Comment by Pam Broviak on January 22, 2013 at 5:43am @Dannielle - I agree that the blogs I read the most are the ones where people are human. And my experience has been similar to yours in that the most popular post was the one touching on a more human or social aspect than a technical one. For me, the freedom to write in this manner is what distinguishes a blog from other formats of communication. And I figure that's why there are comments - to allow the topic to be explored even further from many sides.
Comment by Dannielle Blumenthal on January 21, 2013 at 8:34pm Correction on the Pearl Perry blog - it got almost 5K views, I read the number wrong and can't edit the comment. - DB
Comment by Dannielle Blumenthal on January 21, 2013 at 8:32pm @Pam - Well I guess the question is how you measure success. Were you to look at my blog stats you would laugh as they seem quite meager.
However nobody usually goes to my blog because they're reading it on GovLoop or somewhere else.
Sometimes I write a blog then post a comment on Facebook or something, which drives traffic to the blog. Here is a screenshot showing that my most popular post of all time (on my site) has absolutely nothing to do with communication. About 4,500 people visited "Pearl Perry Reich doesn't speak for me." You won't care about that blog unless you're into Jewish ultra-orthodox stuff, but if you care you really care. And I got a few comments on that one too - I never get comments on my blog.
This post, "5 Reasons Why Facebook Will Beat Google+ Easily," was Tweeted 245 times. I don't have the stats anymore but as I recall it was viewed about 2,500. (The site where it was hosted has since been transferred to Social Media Today.) It also got a few comments. Someone called me a Ph.D. idiot or something. Great!
So Megan's point was well-taken - talk about things that are timely and leverage them across different media. You write the blog once and it literally can go everywhere - Twitter, LinkedIn, Tumblr, as well as the various sites where you may choose to post your RSS feeds.
One of my most popular posts on GovLoop was "I hate meetings and they stink," which a German company reprinted somewhere, which got 11 comments and which still makes me laugh.
Notice that none of these examples are about branding.
I also don't work as a professional brand consultant.
All of the above is what drives my point. All of us are multifaceted. Like you say that's what makes the writing real, when we do it.
My favorite blogger is Penelope Trunk. She gives career advice. Mixed with talk about her personal life, homeschooling, and Asperger's. Tonight she wrote about trying to forget her own child abuse. I have never read a blogger so talented that I actually subscribe to not only the posts, but the comments as well.
Penelope is a human being with skills that I trust and believe in. If she were to give a seminar, I'd pay for it. If she had a TV show, I'd watch it. It's the definition of a true personal brand - an actual person who adds value to whatever she does.
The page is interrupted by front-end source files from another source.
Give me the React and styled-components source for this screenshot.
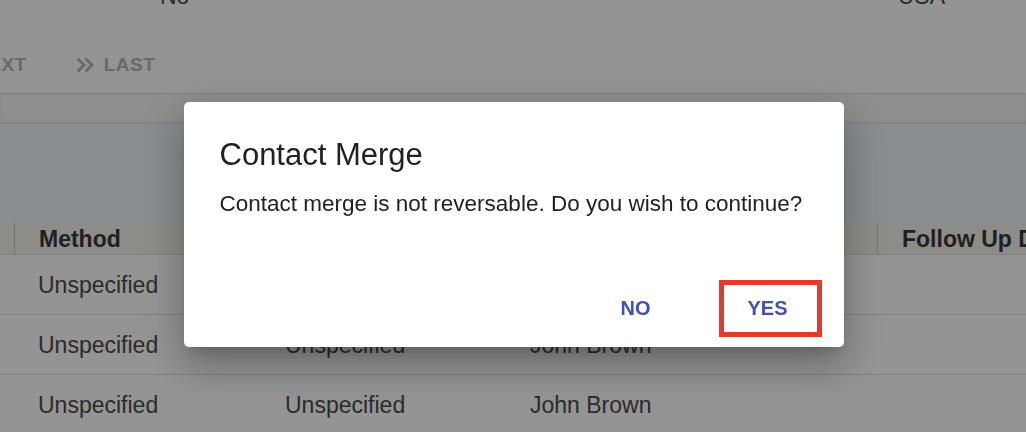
import styled, { createGlobalStyle } from "styled-components";

const GlobalStyle = createGlobalStyle`
	html, body {
		margin: 0;
		padding: 0;
		background: #ffffff;
		overflow: hidden;
	}
	body {
		font-family: "Liberation Sans", Arial, sans-serif;
		color: #4a4a4a;
	}
`;

const Page = styled.div`
	width: 1026px;
	height: 432px;
	overflow: hidden;
`;

const InfoRow = styled.div`
	display: flex;
	height: 30px;
	margin-top: -19px;
	font-size: 23px;
	line-height: 30px;
	color: #4a4a4a;
`;

const InfoCell = styled.div`
	margin-left: ${(props) => props.left || "0"};
	margin-right: ${(props) => props.right || "0"};
`;

const Pager = styled.div`
	display: flex;
	align-items: center;
	height: 83px;
	margin-left: -26px;
	border-bottom: 1px solid #dcdcdc;
	box-sizing: border-box;
	padding-top: 26px;
`;

const PagerButton = styled.div`
	display: flex;
	align-items: center;
	gap: 9px;
	margin-right: ${(props) => props.gap || "0"};
	font-size: 19px;
	font-weight: 600;
	letter-spacing: 0.5px;
	color: #b6b6b6;
`;

const Strip = styled.div`
	height: 30px;
	background: #f4f4f4;
	box-shadow: inset 0 -3px 4px -2px rgba(0, 0, 0, 0.12);
`;

const Banner = styled.div`
	height: 99px;
	background: #e9f3f8;
`;

const TableRow = styled.div`
	display: grid;
	grid-template-columns: 14px 247px 245px 371px 1fr;
	height: ${(props) => (props.head ? "32px" : "60px")};
	background: ${(props) => (props.head ? "#f4f1ea" : "#ffffff")};
	border-bottom: 1px solid #dedede;
	box-sizing: border-box;
	font-size: 23px;
	font-weight: ${(props) => (props.head ? "bold" : "normal")};
	color: ${(props) => (props.head ? "#383838" : "#4a4a4a")};
`;

const Cell = styled.div`
	display: flex;
	align-items: center;
	padding-left: 24px;
	padding-top: 2px;
	white-space: nowrap;
	overflow: hidden;
	border-left: ${(props) => (props.divider ? "1px solid #cfcac0" : "none")};
`;

const Overlay = styled.div`
	position: fixed;
	inset: 0;
	background: rgba(0, 0, 0, 0.42);
	display: flex;
	justify-content: center;
	align-items: flex-start;
	padding-top: 102px;
`;

const Dialog = styled.div`
	width: 660px;
	height: 245px;
	box-sizing: border-box;
	margin-left: 1px;
	padding: 34px 27px 15px 36px;
	background: #ffffff;
	border-radius: 5px;
	display: flex;
	flex-direction: column;
	box-shadow: 0 11px 15px -7px rgba(0, 0, 0, 0.2),
		0 24px 38px 3px rgba(0, 0, 0, 0.14), 0 9px 46px 8px rgba(0, 0, 0, 0.12);
`;

const Title = styled.h2`
	margin: 0;
	font-size: 31px;
	line-height: 37px;
	font-weight: normal;
	color: #222222;
`;

const Message = styled.p`
	margin: 14px 0 0;
	font-size: 22.5px;
	line-height: 34px;
	color: #222222;
`;

const Actions = styled.div`
	display: flex;
	justify-content: flex-end;
	gap: 48px;
	margin-top: auto;
`;

const ActionButton = styled.button`
	height: 47px;
	padding: ${(props) => (props.marked ? "0 29px 0 23px" : "0 26px")};
	border: none;
	background: transparent;
	font-family: "Liberation Sans", Arial, sans-serif;
	font-size: 20px;
	font-weight: bold;
	color: #3f51b5;
	cursor: pointer;
	outline: ${(props) => (props.marked ? "5px solid #e5392b" : "none")};
`;

const DoubleChevron = () => (
	<svg width="18" height="14" viewBox="0 0 18 14" fill="none">
		<path
			d="M1.5 1.5L7 7L1.5 12.5M9.5 1.5L15 7L9.5 12.5"
			stroke="#b6b6b6"
			strokeWidth="3"
			strokeLinecap="square"
		/>
	</svg>
);

const rows = [
	["Unspecified", "Unspecified", "John Brown"],
	["Unspecified", "Unspecified", "John Brown"],
	["Unspecified", "Unspecified", "John Brown"],
];

const App = () => {
	return (
		<Page>
			<GlobalStyle />
			<InfoRow>
				<InfoCell left="160px">No</InfoCell>
				<InfoCell left="auto" right="81px">
					USA
				</InfoCell>
			</InfoRow>
			<Pager>
				<PagerButton gap="50px">NEXT</PagerButton>
				<PagerButton>
					<DoubleChevron />
					LAST
				</PagerButton>
			</Pager>
			<Strip />
			<Banner />
			<TableRow head>
				<Cell />
				<Cell divider>Method</Cell>
				<Cell divider />
				<Cell divider />
				<Cell divider>Follow Up Date</Cell>
			</TableRow>
			{rows.map((row, i) => (
				<TableRow key={i}>
					<Cell />
					<Cell>{row[0]}</Cell>
					<Cell>{row[1]}</Cell>
					<Cell>{row[2]}</Cell>
					<Cell />
				</TableRow>
			))}
			<Overlay>
				<Dialog>
					<Title>Contact Merge</Title>
					<Message>
						Contact merge is not reversable. Do you wish to continue?
					</Message>
					<Actions>
						<ActionButton>NO</ActionButton>
						<ActionButton marked>YES</ActionButton>
					</Actions>
				</Dialog>
			</Overlay>
		</Page>
	);
};

export default App;
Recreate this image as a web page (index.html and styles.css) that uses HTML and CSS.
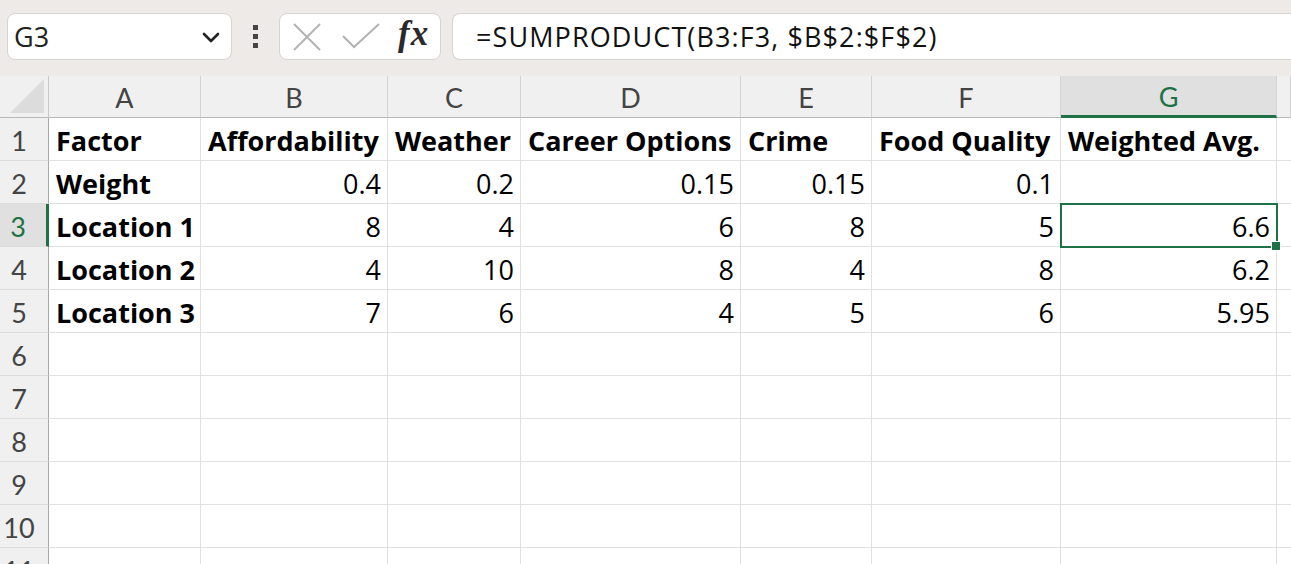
FILE: index.html
```html
<!DOCTYPE html>
<html>
<head>
<meta charset="utf-8">
<link rel="stylesheet" href="styles.css">
</head>
<body>
<div class="app">
  <div class="toolbar">
    <div class="namebox">
      <span class="name">G3</span>
      <svg class="chev" width="18" height="12" viewBox="0 0 18 12"><path d="M2 2 L9 9 L16 2" fill="none" stroke="#222" stroke-width="2.6" stroke-linecap="round" stroke-linejoin="round"/></svg>
    </div>
    <div class="dots"><i></i><i></i><i></i></div>
    <div class="btns">
      <svg class="ico" width="30" height="30" viewBox="0 0 30 30"><path d="M2 2 L28 28 M28 2 L2 28" stroke="#b3b3b3" stroke-width="2"/></svg>
      <svg class="ico" width="38" height="26" viewBox="0 0 38 26"><path d="M1 13 L12 24 L37 1" fill="none" stroke="#b3b3b3" stroke-width="2"/></svg>
      <span class="fx">fx</span>
    </div>
    <div class="formula">=SUMPRODUCT(B3:F3, $B$2:$F$2)</div>
  </div>
  <div class="sheet">
    <div class="ch corner"><span class="tri"></span></div>
    <div class="ch">A</div><div class="ch">B</div><div class="ch">C</div><div class="ch">D</div><div class="ch">E</div><div class="ch">F</div><div class="ch sel">G</div><div class="ch"></div>

    <div class="rh">1</div>
    <div class="c b">Factor</div><div class="c b">Affordability</div><div class="c b">Weather</div><div class="c b">Career Options</div><div class="c b">Crime</div><div class="c b">Food Quality</div><div class="c b">Weighted Avg.</div><div class="c"></div>

    <div class="rh">2</div>
    <div class="c b">Weight</div><div class="c n">0.4</div><div class="c n">0.2</div><div class="c n">0.15</div><div class="c n">0.15</div><div class="c n">0.1</div><div class="c"></div><div class="c"></div>

    <div class="rh sel">3</div>
    <div class="c b">Location 1</div><div class="c n">8</div><div class="c n">4</div><div class="c n">6</div><div class="c n">8</div><div class="c n">5</div><div class="c n active">6.6</div><div class="c"></div>

    <div class="rh">4</div>
    <div class="c b">Location 2</div><div class="c n">4</div><div class="c n">10</div><div class="c n">8</div><div class="c n">4</div><div class="c n">8</div><div class="c n">6.2</div><div class="c"></div>

    <div class="rh">5</div>
    <div class="c b">Location 3</div><div class="c n">7</div><div class="c n">6</div><div class="c n">4</div><div class="c n">5</div><div class="c n">6</div><div class="c n">5.95</div><div class="c"></div>

    <div class="rh">6</div>
    <div class="c"></div><div class="c"></div><div class="c"></div><div class="c"></div><div class="c"></div><div class="c"></div><div class="c"></div><div class="c"></div>
    <div class="rh">7</div>
    <div class="c"></div><div class="c"></div><div class="c"></div><div class="c"></div><div class="c"></div><div class="c"></div><div class="c"></div><div class="c"></div>
    <div class="rh">8</div>
    <div class="c"></div><div class="c"></div><div class="c"></div><div class="c"></div><div class="c"></div><div class="c"></div><div class="c"></div><div class="c"></div>
    <div class="rh">9</div>
    <div class="c"></div><div class="c"></div><div class="c"></div><div class="c"></div><div class="c"></div><div class="c"></div><div class="c"></div><div class="c"></div>
    <div class="rh">10</div>
    <div class="c"></div><div class="c"></div><div class="c"></div><div class="c"></div><div class="c"></div><div class="c"></div><div class="c"></div><div class="c"></div>
    <div class="rh">11</div>
    <div class="c"></div><div class="c"></div><div class="c"></div><div class="c"></div><div class="c"></div><div class="c"></div><div class="c"></div><div class="c"></div>
  </div>
</div>
</body>
</html>
```
FILE: styles.css
```css
* { box-sizing: border-box; }
html, body { margin: 0; padding: 0; }
body { width: 1291px; height: 564px; overflow: hidden; background: #fff; font-family: "Lato", "Noto Sans", sans-serif; }
.app { width: 1291px; height: 564px; overflow: hidden; }

.toolbar {
  height: 76px;
  background: #eeeae8;
  display: flex;
  align-items: flex-start;
  padding: 13px 0 0 7px;
}
.namebox {
  width: 225px; height: 47px;
  background: #fff;
  border: 1px solid #d6d3d1;
  border-radius: 8px;
  display: flex; align-items: center; justify-content: space-between;
  padding: 0 11px 0 6px;
}
.name { font-family: "Open Sans", sans-serif; font-size: 27px; color: #222; }
.chev { margin-top: 2px; }
.dots { width: 47px; height: 47px; display: flex; flex-direction: column; align-items: center; justify-content: center; gap: 4px; }
.dots i { display: block; width: 5px; height: 5px; background: #444; }
.btns {
  width: 162px; height: 47px;
  background: #fff;
  border: 1px solid #d6d3d1;
  border-radius: 8px;
  display: flex; align-items: center;
  padding: 0 0 0 12px;
}
.btns .ico:first-child { margin-right: 20px; }
.btns .ico:nth-child(2) { margin-right: 18px; margin-top: -1px; }
.fx { font-family: "Liberation Serif", serif; font-style: italic; font-weight: 700; font-size: 35px; color: #2a2a2a; margin-top: -5px; letter-spacing: 1px; }
.formula {
  margin-left: 11px;
  flex: 1;
  height: 47px;
  background: #fff;
  border: 1px solid #d6d3d1;
  border-right: none;
  border-radius: 8px 0 0 8px;
  padding-left: 23px;
  font-family: "Open Sans", sans-serif;
  font-size: 27px;
  letter-spacing: 1.1px;
  color: #111;
  display: flex; align-items: center;
}

.sheet {
  display: grid;
  grid-template-columns: 49px 152px 187px 133px 220px 131px 189px 216px 14px;
  grid-template-rows: 42px repeat(11, 43px);
}
.ch {
  background: #f0f0f0;
  border-right: 1px solid #d4d4d4;
  border-bottom: 1px solid #b9b9b9;
  display: flex; align-items: center; justify-content: center;
  font-size: 27px; color: #444;
  padding-top: 2px;
}
.ch.corner { position: relative; border-right: 1px solid #c8c8c8; }
.tri {
  position: absolute; right: 4px; bottom: 4px;
  width: 0; height: 0;
  border-left: 34px solid transparent;
  border-bottom: 34px solid #dcdcdc;
}
.ch.sel { background: #e0e0e0; color: #1e7145; border-bottom: 3px solid #1e7145; }
.rh {
  background: #f0f0f0;
  border-right: 1px solid #a8a8a8;
  border-bottom: 1px solid #dcdcdc;
  display: flex; align-items: center; justify-content: center;
  padding: 3px 10px 0 0;
  font-size: 27px; color: #444;
}
.rh.sel { background: #e0e0e0; color: #1e7145; border-right: 3px solid #1e7145; }
.c {
  border-right: 1px solid #e1e1e1;
  border-bottom: 1px solid #e1e1e1;
  display: flex; align-items: center;
  padding: 3px 7px 0 7px;
  font-family: "Open Sans", sans-serif;
  font-size: 27px; color: #000;
  white-space: nowrap;
  overflow: visible;
}
.c.b { font-weight: 700; }
.c.n { justify-content: flex-end; padding-right: 6px; }
.c.active {
  position: relative;
  outline: 2px solid #1e7145;
  outline-offset: -1px;
  z-index: 2;
}
.c.active::after {
  content: "";
  position: absolute;
  right: -5px; bottom: -5px;
  width: 8px; height: 8px;
  background: #1e7145;
  border: 1px solid #fff;
}
```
So this was quite wordy but I do feel very passionately about it. Because we spend our work lives fitting into the boxes that other people have constructed, doing work that fulfills their needs. Our personal lives are often about this as well. But a blog is a space where you can be you, you should be you, and ultimately being you is what puts you into the box where you belong at that precise moment.
So I wouldn't worry if people say "what happened to the widgets you always write about," because that is not what matters. What matters is that at any given moment in time you've been true to sharing something of value to yourself and others. And eventually if you keep it up, the fact that you're committed to giving something back to the community is what makes people remember you enough to want you around.
What do you think...does that make any sense?